Однажды на Святой Земле

Что нового готовит мне зачинающийся день? Что нового я узнаю на уроках сирийского? Что нового проснется в моей душе? С такими мыслями протираю свои заспанные глаза, с недовольством посматривая на стрелки часов. Пролистывая хронику военных событий, удивляюсь, что уже более тысячи ракет скинуты на Израиль: летят все ночь напролет в южные города страны, появляются уже и раненные, и понесшие ущерб. Поскорее бегу в трапезную, чтобы проснуться перед занятиями. Два вида сыров и масло посредине стола напомнили, что пост уже завершен. "Цифры...считаем...", - слышал я одну сестру, которая читала какое-то яркое выражение на чайном пакетике. На каждом пакетике из этой упаковки чая своя надпись, на русском языке. "Есть три составляющих счастья: заниматься чем-то, любить что-то и на что-то надеяться", - такая запись попалась мне на чайном пакетике. Поедая один за другим бутерброды с сыром, я раздумывал об идее, запечатленной на чайном пакетике, которая все глубже и глубже входила в мое сознание, словно девиз на сегодняшний день, а может, и на всю жизнь.
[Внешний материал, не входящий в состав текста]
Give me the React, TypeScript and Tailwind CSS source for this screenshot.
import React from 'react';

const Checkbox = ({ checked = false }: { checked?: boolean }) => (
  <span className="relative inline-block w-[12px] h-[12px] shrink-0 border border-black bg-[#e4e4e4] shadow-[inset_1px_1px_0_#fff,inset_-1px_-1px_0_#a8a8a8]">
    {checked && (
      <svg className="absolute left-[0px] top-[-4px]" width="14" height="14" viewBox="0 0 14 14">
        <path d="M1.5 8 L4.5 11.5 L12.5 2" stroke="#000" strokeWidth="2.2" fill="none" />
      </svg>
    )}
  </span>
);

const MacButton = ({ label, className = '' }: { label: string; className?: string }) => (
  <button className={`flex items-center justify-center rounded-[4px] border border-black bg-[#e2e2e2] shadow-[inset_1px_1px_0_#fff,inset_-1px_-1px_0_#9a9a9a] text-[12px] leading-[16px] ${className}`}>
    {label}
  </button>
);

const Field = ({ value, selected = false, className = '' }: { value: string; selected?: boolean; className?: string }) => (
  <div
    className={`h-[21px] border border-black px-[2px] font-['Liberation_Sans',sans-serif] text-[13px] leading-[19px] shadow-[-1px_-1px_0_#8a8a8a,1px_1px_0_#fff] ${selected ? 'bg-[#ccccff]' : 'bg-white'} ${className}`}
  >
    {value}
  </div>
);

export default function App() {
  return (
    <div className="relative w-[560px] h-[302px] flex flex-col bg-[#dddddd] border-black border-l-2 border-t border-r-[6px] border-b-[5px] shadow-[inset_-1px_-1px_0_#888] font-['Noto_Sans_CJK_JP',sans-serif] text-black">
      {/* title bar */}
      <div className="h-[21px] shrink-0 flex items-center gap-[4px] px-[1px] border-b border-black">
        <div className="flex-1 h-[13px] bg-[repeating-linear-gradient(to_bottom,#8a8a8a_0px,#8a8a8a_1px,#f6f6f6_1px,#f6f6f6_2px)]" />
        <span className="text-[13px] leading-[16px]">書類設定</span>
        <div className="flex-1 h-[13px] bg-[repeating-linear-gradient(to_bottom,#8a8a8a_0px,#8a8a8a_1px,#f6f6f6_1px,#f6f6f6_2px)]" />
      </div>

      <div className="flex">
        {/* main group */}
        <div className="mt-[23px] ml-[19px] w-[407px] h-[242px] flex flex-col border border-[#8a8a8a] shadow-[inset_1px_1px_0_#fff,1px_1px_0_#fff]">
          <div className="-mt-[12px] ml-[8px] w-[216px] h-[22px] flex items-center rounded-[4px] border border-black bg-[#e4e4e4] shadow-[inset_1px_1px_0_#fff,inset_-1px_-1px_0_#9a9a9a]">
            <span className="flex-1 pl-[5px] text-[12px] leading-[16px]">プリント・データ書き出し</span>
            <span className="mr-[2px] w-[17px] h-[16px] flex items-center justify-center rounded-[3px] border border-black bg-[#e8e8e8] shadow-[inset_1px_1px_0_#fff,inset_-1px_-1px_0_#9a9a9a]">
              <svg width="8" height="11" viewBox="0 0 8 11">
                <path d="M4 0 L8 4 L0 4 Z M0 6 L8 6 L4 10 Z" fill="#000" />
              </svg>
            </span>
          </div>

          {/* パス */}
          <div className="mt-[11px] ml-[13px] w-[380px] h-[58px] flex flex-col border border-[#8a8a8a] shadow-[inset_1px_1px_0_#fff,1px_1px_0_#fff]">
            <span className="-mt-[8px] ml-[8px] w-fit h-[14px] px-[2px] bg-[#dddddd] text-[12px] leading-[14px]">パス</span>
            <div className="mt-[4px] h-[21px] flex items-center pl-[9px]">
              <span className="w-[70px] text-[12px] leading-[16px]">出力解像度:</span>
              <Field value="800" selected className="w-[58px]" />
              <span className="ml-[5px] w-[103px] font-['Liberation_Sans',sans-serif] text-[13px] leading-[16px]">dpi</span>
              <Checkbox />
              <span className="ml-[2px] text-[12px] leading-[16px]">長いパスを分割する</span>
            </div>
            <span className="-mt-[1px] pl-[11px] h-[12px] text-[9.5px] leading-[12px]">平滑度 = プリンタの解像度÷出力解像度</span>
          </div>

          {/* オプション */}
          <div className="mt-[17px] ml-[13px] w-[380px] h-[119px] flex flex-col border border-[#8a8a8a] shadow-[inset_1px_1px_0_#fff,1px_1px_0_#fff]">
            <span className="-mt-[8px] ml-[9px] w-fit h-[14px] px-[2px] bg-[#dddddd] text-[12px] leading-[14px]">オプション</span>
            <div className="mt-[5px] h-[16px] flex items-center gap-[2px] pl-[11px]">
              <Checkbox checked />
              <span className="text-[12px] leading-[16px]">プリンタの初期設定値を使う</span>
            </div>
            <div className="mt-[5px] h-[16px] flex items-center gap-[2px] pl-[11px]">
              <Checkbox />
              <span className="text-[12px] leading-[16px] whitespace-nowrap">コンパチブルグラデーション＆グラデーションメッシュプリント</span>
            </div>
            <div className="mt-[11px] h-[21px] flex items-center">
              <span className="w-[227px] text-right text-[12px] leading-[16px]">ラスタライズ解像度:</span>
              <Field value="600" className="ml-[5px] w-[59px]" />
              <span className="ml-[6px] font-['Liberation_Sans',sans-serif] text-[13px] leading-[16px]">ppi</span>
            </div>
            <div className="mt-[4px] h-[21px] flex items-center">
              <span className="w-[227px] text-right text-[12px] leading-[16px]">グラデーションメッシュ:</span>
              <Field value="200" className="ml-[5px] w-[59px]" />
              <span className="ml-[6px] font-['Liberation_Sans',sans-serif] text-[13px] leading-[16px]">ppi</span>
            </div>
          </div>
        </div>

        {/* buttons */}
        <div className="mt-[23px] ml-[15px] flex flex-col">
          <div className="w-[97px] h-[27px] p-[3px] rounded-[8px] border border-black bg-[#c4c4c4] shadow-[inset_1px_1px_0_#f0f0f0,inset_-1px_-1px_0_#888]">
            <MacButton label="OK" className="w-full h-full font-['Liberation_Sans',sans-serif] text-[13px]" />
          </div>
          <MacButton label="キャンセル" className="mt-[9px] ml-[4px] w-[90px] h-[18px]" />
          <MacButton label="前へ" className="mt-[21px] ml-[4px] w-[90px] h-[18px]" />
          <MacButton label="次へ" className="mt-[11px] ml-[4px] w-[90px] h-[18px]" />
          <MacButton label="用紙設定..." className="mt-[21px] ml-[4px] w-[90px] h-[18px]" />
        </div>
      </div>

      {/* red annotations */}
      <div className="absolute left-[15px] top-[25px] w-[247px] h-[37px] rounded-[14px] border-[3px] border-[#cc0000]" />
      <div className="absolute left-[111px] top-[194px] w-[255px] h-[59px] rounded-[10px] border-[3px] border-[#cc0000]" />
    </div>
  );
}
Холодный ветерок продувал меня на центральной площади этим утром, а по небу гуляли словно заблудившиеся облака, пряча за своим небесным пухом огнепальное светило. Как милы и воздушны вы, утренние облачка! Как послушны вы силе ветра, которая тащит вас с одного края земли на другой! Сколько различных красот повидали вы, крутясь вокруг нашей планеты... Мой взор остановился на детской площадке с горками и качелями: как мне захотелось кинуться в этот детский мир свободы и раздолья, позабыть хотя бы на секунду о всех своих делах и языках, превратиться в беззаботного малыша, покачивающегося на крылатых качелях. Увы, до начала урока сирийского оставались считанные минуты, а потому, еще не распрощавшись со своими мечтами, я прибавил шаг в сторону Института.
Начинаем вторую часть нашего курса, которая нацелена на чтение текстов и погружение в грамматику. Как же интересно соприкасаться с настоящими литературными предложениями, анализируя связь между словами, тем более когда речь шла о жизнеописании сирийских святых. А еще интересней было читать мемры и мадрошы преподобного Ефрема Сирина, высчитывая количество слогов и сливаясь с поэтической гармонией написанных мыслей. Бог дает знания тому, кто любит знания...и даст еще больше знаний тому, кто их поистине любит...а кто ленится, тот не станет умным. Таков был смысл этих стихотворных строк святого отца четвертого века. Божественную поэзию мы завершаем обсуждением результатов Чемпионата мира по футболу, описывая профессору Кирацу столь неожиданно забитый гол.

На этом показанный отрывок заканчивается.